Task details:
Omit all images. Transcribe the rest of the material below exactly.

Raw data:
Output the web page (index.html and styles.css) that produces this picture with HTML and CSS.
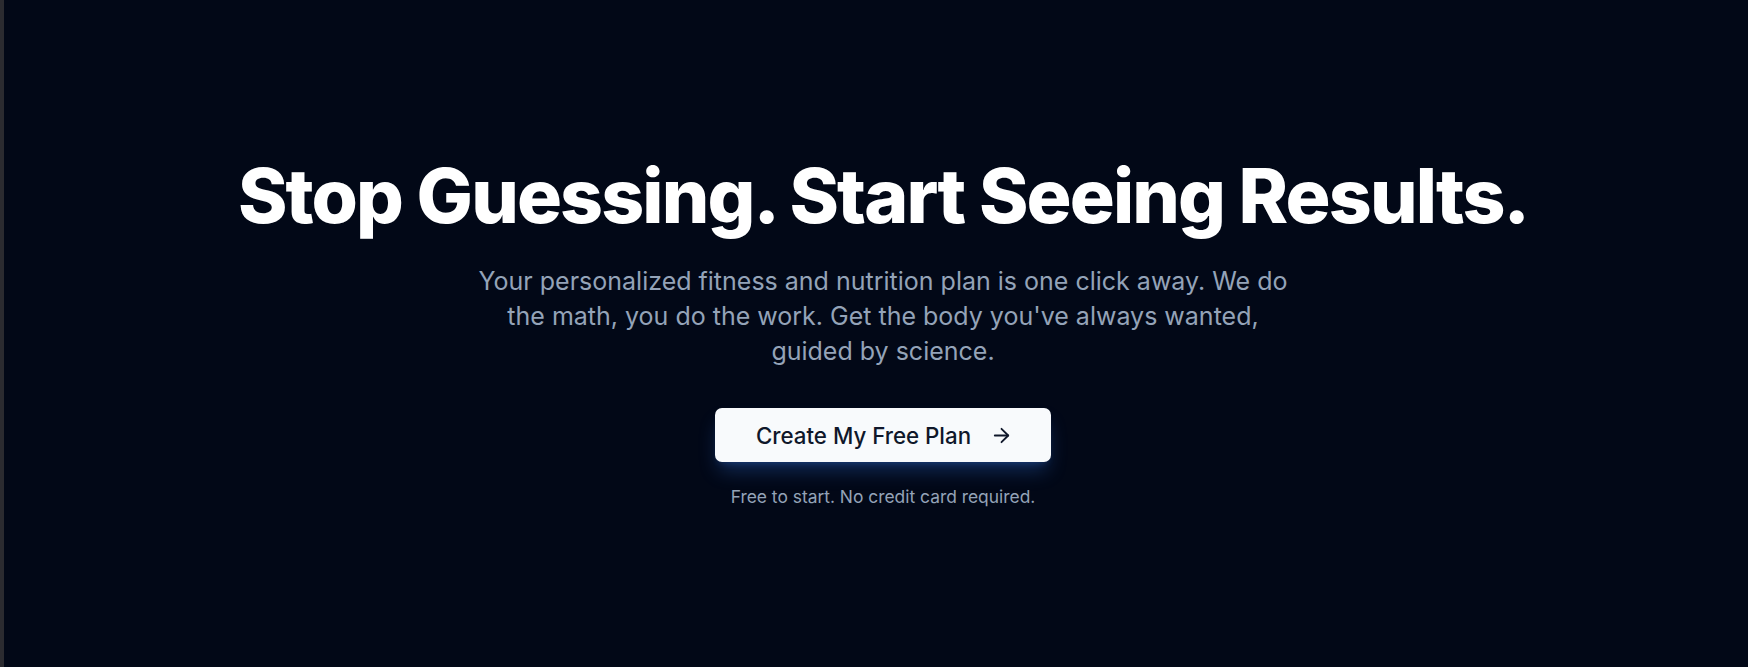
FILE: index.html
```html
<!DOCTYPE html>
<html lang="en">
<head>
<meta charset="utf-8">
<title>Stop Guessing. Start Seeing Results.</title>
<link rel="stylesheet" href="styles.css">
</head>
<body>
  <div class="edge"></div>
  <main class="hero">
    <h1 class="hero-title">Stop Guessing. Start Seeing Results.</h1>
    <p class="hero-lead">Your personalized fitness and nutrition plan is one click away. We do the math, you do the work. Get the body you've always wanted, guided by science.</p>
    <a class="cta" href="#">
      <span>Create My Free Plan</span>
      <svg class="cta-icon" viewBox="0 0 24 24" fill="none" stroke="currentColor" stroke-width="1.9" stroke-linecap="round" stroke-linejoin="round" aria-hidden="true">
        <path d="M5 12h14"/>
        <path d="m12 5 7 7-7 7"/>
      </svg>
    </a>
    <p class="hero-note">Free to start. No credit card required.</p>
  </main>
</body>
</html>
```
FILE: styles.css
```css
* {
  box-sizing: border-box;
}

html, body {
  margin: 0;
  height: 100%;
}

body {
  display: flex;
  background: #020817;
  font-family: Inter, "Noto Sans", "Liberation Sans", sans-serif;
  color: #f8fafc;
  overflow: hidden;
}

.edge {
  width: 4px;
  flex: none;
  background: #2b2b30;
}

.hero {
  flex: 1;
  display: flex;
  flex-direction: column;
  align-items: center;
  justify-content: center;
  text-align: center;
  padding-left: 14px;
}

.hero-title {
  margin: 0;
  font-size: 75px;
  line-height: 1;
  font-weight: 800;
  letter-spacing: -0.025em;
  color: #ffffff;
}

.hero-lead {
  margin: 31px 0 0;
  max-width: 820px;
  font-size: 25px;
  line-height: 35px;
  color: #94a3b8;
}

.cta {
  margin-top: 39.5px;
  display: inline-flex;
  align-items: center;
  gap: 19px;
  height: 54px;
  padding: 0 38px 0 41px;
  border-radius: 7px;
  background: #f8fafc;
  color: #0f172a;
  font-size: 22.3px;
  font-weight: 500;
  text-decoration: none;
  box-shadow: 0 12px 20px -4px rgba(59, 130, 246, 0.3), 0 5px 8px -5px rgba(59, 130, 246, 0.3);
}

.cta-icon {
  width: 23px;
  height: 23px;
}

.hero-note {
  margin: 22.5px 0 0;
  font-size: 17.4px;
  line-height: 24.8px;
  color: #94a3b8;
}
```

Finished answer:
Output the web page (index.html and styles.css) that produces this picture with HTML and CSS.
FILE: index.html
```html
<!DOCTYPE html>
<html lang="en">
<head>
<meta charset="utf-8">
<title>Stop Guessing. Start Seeing Results.</title>
<link rel="stylesheet" href="styles.css">
</head>
<body>
  <div class="edge"></div>
  <main class="hero">
    <h1 class="hero-title">Stop Guessing. Start Seeing Results.</h1>
    <p class="hero-lead">Your personalized fitness and nutrition plan is one click away. We do the math, you do the work. Get the body you've always wanted, guided by science.</p>
    <a class="cta" href="#">
      <span>Create My Free Plan</span>
      <svg class="cta-icon" viewBox="0 0 24 24" fill="none" stroke="currentColor" stroke-width="1.9" stroke-linecap="round" stroke-linejoin="round" aria-hidden="true">
        <path d="M5 12h14"/>
        <path d="m12 5 7 7-7 7"/>
      </svg>
    </a>
    <p class="hero-note">Free to start. No credit card required.</p>
  </main>
</body>
</html>
```
FILE: styles.css
```css
* {
  box-sizing: border-box;
}

html, body {
  margin: 0;
  height: 100%;
}

body {
  display: flex;
  background: #020817;
  font-family: Inter, "Noto Sans", "Liberation Sans", sans-serif;
  color: #f8fafc;
  overflow: hidden;
}

.edge {
  width: 4px;
  flex: none;
  background: #2b2b30;
}

.hero {
  flex: 1;
  display: flex;
  flex-direction: column;
  align-items: center;
  justify-content: center;
  text-align: center;
  padding-left: 14px;
}

.hero-title {
  margin: 0;
  font-size: 75px;
  line-height: 1;
  font-weight: 800;
  letter-spacing: -0.025em;
  color: #ffffff;
}

.hero-lead {
  margin: 31px 0 0;
  max-width: 820px;
  font-size: 25px;
  line-height: 35px;
  color: #94a3b8;
}

.cta {
  margin-top: 39.5px;
  display: inline-flex;
  align-items: center;
  gap: 19px;
  height: 54px;
  padding: 0 38px 0 41px;
  border-radius: 7px;
  background: #f8fafc;
  color: #0f172a;
  font-size: 22.3px;
  font-weight: 500;
  text-decoration: none;
  box-shadow: 0 12px 20px -4px rgba(59, 130, 246, 0.3), 0 5px 8px -5px rgba(59, 130, 246, 0.3);
}

.cta-icon {
  width: 23px;
  height: 23px;
}

.hero-note {
  margin: 22.5px 0 0;
  font-size: 17.4px;
  line-height: 24.8px;
  color: #94a3b8;
}
```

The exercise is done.